Code that builds pages
>> Start

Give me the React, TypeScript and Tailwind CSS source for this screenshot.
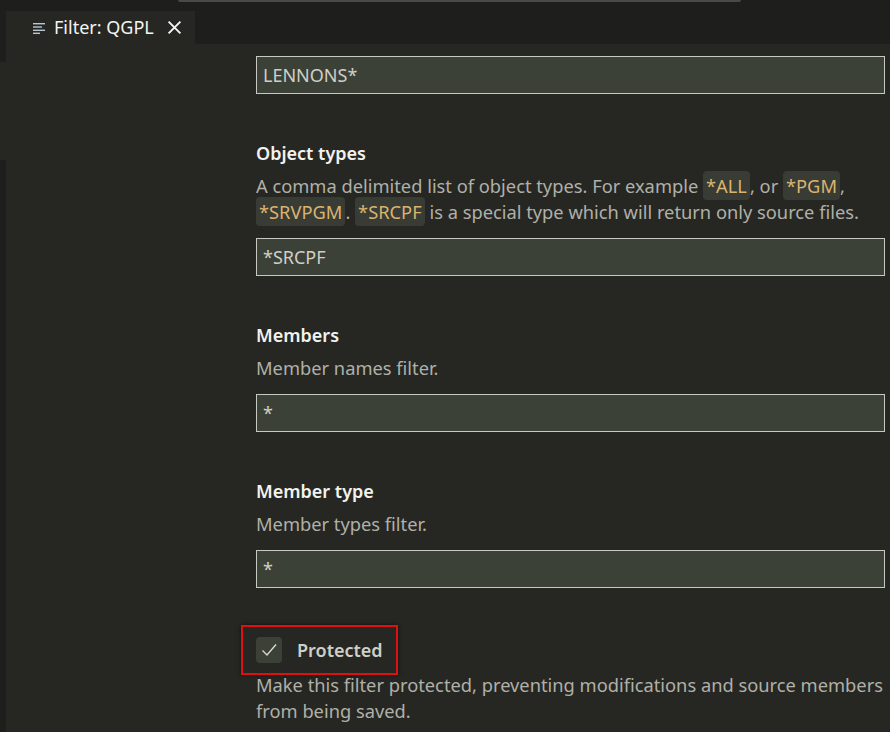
import React from "react";

const font = { fontFamily: '"Noto Sans", "Open Sans", sans-serif' };

const Chip = ({ children }: { children: React.ReactNode }) => (
  <span className="rounded-[4px] bg-[#393b35] px-[3px] py-[2px] text-[#d9b46f]">{children}</span>
);

const Field = ({ value }: { value: string }) => (
  <div className="flex h-[38px] items-center border border-[#c8c8c2] bg-[#3c4137] px-[6px] text-[18px] text-[#cfcfc8]">
    {value}
  </div>
);

const Section = ({
  title,
  children,
  value,
}: {
  title: string;
  children: React.ReactNode;
  value: string;
}) => (
  <div className="mt-[46px]">
    <h3 className="text-[18px] leading-[26px] font-semibold text-[#f2f2ee]">{title}</h3>
    <p className="mt-[7px] text-[18.3px] leading-[26px] text-[#b0b0a8]">{children}</p>
    <div className="mt-[13px]">
      <Field value={value} />
    </div>
  </div>
);

const App = () => {
  return (
    <div style={font} className="flex h-[732px] w-[890px] flex-col overflow-hidden bg-[#262723]">
      {/* tab bar */}
      <div className="relative flex h-[44px] shrink-0 items-end bg-[#1e1f1c]">
        <div className="absolute top-0 left-[178px] h-[2px] w-[563px] rounded-b-[2px] bg-[#4a4b48]" />
        <div className="ml-[6px] flex h-[33px] w-[189px] items-center bg-[#262723] pl-[26px] text-[18px] text-[#f4f4f4]">
          <svg width="14" height="12" viewBox="0 0 14 12" className="mr-[8px]">
            <rect x="1" y="1" width="12" height="1.4" fill="#b9c7d3" />
            <rect x="1" y="4.3" width="9" height="1.4" fill="#b9c7d3" />
            <rect x="1" y="7.6" width="12" height="1.4" fill="#b9c7d3" />
            <rect x="1" y="10.6" width="7" height="1.4" fill="#b9c7d3" />
          </svg>
          <span>Filter: QGPL</span>
          <svg width="15" height="15" viewBox="0 0 14 14" className="ml-[13px]">
            <path d="M1.5 1.5 L12.5 12.5 M12.5 1.5 L1.5 12.5" stroke="#f4f4f4" strokeWidth="1.8" />
          </svg>
        </div>
      </div>

      <div className="flex flex-1">
        <div className="flex w-[6px] flex-col">
          <div className="h-[18px] bg-[#1e1f1c]" />
          <div className="h-[98px]" />
          <div className="flex-1 bg-[#1e1f1c]" />
        </div>
        <div className="w-[250px]" />
        <div className="flex-1 pr-[5px]">
          <div className="mt-[12px]">
            <Field value="LENNONS*" />
          </div>

          <Section title="Object types" value="*SRCPF">
            A comma delimited list of object types. For example <Chip>*ALL</Chip>, or <Chip>*PGM</Chip>,{" "}
            <Chip>*SRVPGM</Chip>. <Chip>*SRCPF</Chip> is a special type which will return only source files.
          </Section>

          <Section title="Members" value="*">
            Member names filter.
          </Section>

          <Section title="Member type" value="*">
            Member types filter.
          </Section>

          <div className="mt-[37px] ml-[-15px] flex h-[50px] w-[157px] items-center border-2 border-[#e01010] pl-[13px] shadow-[0_0_4px_rgba(0,0,0,0.6)]">
            <div className="flex h-[26px] w-[26px] items-center justify-center rounded-[4px] bg-[#3c4137]">
              <svg width="18" height="18" viewBox="0 0 18 18">
                <path d="M2.5 9.5 L7 14 L16 3.5" fill="none" stroke="#d8d8d2" strokeWidth="1.4" />
              </svg>
            </div>
            <span className="ml-[15px] text-[18px] font-semibold text-[#cfcfc8]">Protected</span>
          </div>
          <p className="mt-[-3px] text-[18.3px] leading-[26px] text-[#b0b0a8]">
            Make this filter protected, preventing modifications and source members from being saved.
          </p>
        </div>
      </div>
    </div>
  );
};

export default App;
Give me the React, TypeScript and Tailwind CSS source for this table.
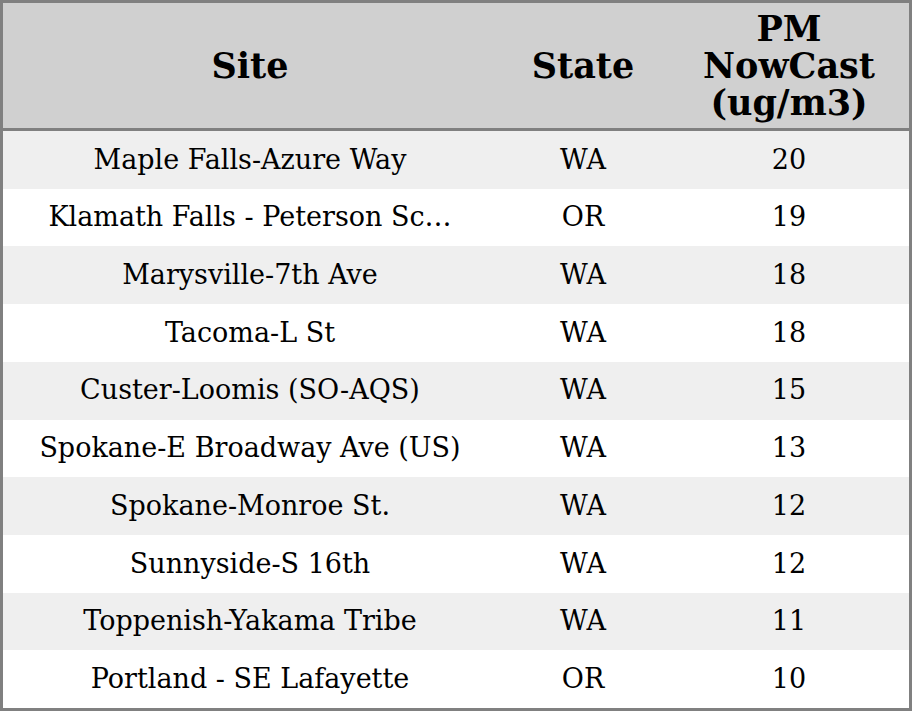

>> End

Give the entries again without a single change, but with no pictures.

Give me the React, TypeScript and Tailwind CSS source for this screenshot.
import React from "react";

const font = { fontFamily: '"Noto Sans", "Open Sans", sans-serif' };

const Chip = ({ children }: { children: React.ReactNode }) => (
  <span className="rounded-[4px] bg-[#393b35] px-[3px] py-[2px] text-[#d9b46f]">{children}</span>
);

const Field = ({ value }: { value: string }) => (
  <div className="flex h-[38px] items-center border border-[#c8c8c2] bg-[#3c4137] px-[6px] text-[18px] text-[#cfcfc8]">
    {value}
  </div>
);

const Section = ({
  title,
  children,
  value,
}: {
  title: string;
  children: React.ReactNode;
  value: string;
}) => (
  <div className="mt-[46px]">
    <h3 className="text-[18px] leading-[26px] font-semibold text-[#f2f2ee]">{title}</h3>
    <p className="mt-[7px] text-[18.3px] leading-[26px] text-[#b0b0a8]">{children}</p>
    <div className="mt-[13px]">
      <Field value={value} />
    </div>
  </div>
);

const App = () => {
  return (
    <div style={font} className="flex h-[732px] w-[890px] flex-col overflow-hidden bg-[#262723]">
      {/* tab bar */}
      <div className="relative flex h-[44px] shrink-0 items-end bg-[#1e1f1c]">
        <div className="absolute top-0 left-[178px] h-[2px] w-[563px] rounded-b-[2px] bg-[#4a4b48]" />
        <div className="ml-[6px] flex h-[33px] w-[189px] items-center bg-[#262723] pl-[26px] text-[18px] text-[#f4f4f4]">
          <svg width="14" height="12" viewBox="0 0 14 12" className="mr-[8px]">
            <rect x="1" y="1" width="12" height="1.4" fill="#b9c7d3" />
            <rect x="1" y="4.3" width="9" height="1.4" fill="#b9c7d3" />
            <rect x="1" y="7.6" width="12" height="1.4" fill="#b9c7d3" />
            <rect x="1" y="10.6" width="7" height="1.4" fill="#b9c7d3" />
          </svg>
          <span>Filter: QGPL</span>
          <svg width="15" height="15" viewBox="0 0 14 14" className="ml-[13px]">
            <path d="M1.5 1.5 L12.5 12.5 M12.5 1.5 L1.5 12.5" stroke="#f4f4f4" strokeWidth="1.8" />
          </svg>
        </div>
      </div>

      <div className="flex flex-1">
        <div className="flex w-[6px] flex-col">
          <div className="h-[18px] bg-[#1e1f1c]" />
          <div className="h-[98px]" />
          <div className="flex-1 bg-[#1e1f1c]" />
        </div>
        <div className="w-[250px]" />
        <div className="flex-1 pr-[5px]">
          <div className="mt-[12px]">
            <Field value="LENNONS*" />
          </div>

          <Section title="Object types" value="*SRCPF">
            A comma delimited list of object types. For example <Chip>*ALL</Chip>, or <Chip>*PGM</Chip>,{" "}
            <Chip>*SRVPGM</Chip>. <Chip>*SRCPF</Chip> is a special type which will return only source files.
          </Section>

          <Section title="Members" value="*">
            Member names filter.
          </Section>

          <Section title="Member type" value="*">
            Member types filter.
          </Section>

          <div className="mt-[37px] ml-[-15px] flex h-[50px] w-[157px] items-center border-2 border-[#e01010] pl-[13px] shadow-[0_0_4px_rgba(0,0,0,0.6)]">
            <div className="flex h-[26px] w-[26px] items-center justify-center rounded-[4px] bg-[#3c4137]">
              <svg width="18" height="18" viewBox="0 0 18 18">
                <path d="M2.5 9.5 L7 14 L16 3.5" fill="none" stroke="#d8d8d2" strokeWidth="1.4" />
              </svg>
            </div>
            <span className="ml-[15px] text-[18px] font-semibold text-[#cfcfc8]">Protected</span>
          </div>
          <p className="mt-[-3px] text-[18.3px] leading-[26px] text-[#b0b0a8]">
            Make this filter protected, preventing modifications and source members from being saved.
          </p>
        </div>
      </div>
    </div>
  );
};

export default App;
Give me the React, TypeScript and Tailwind CSS source for this table.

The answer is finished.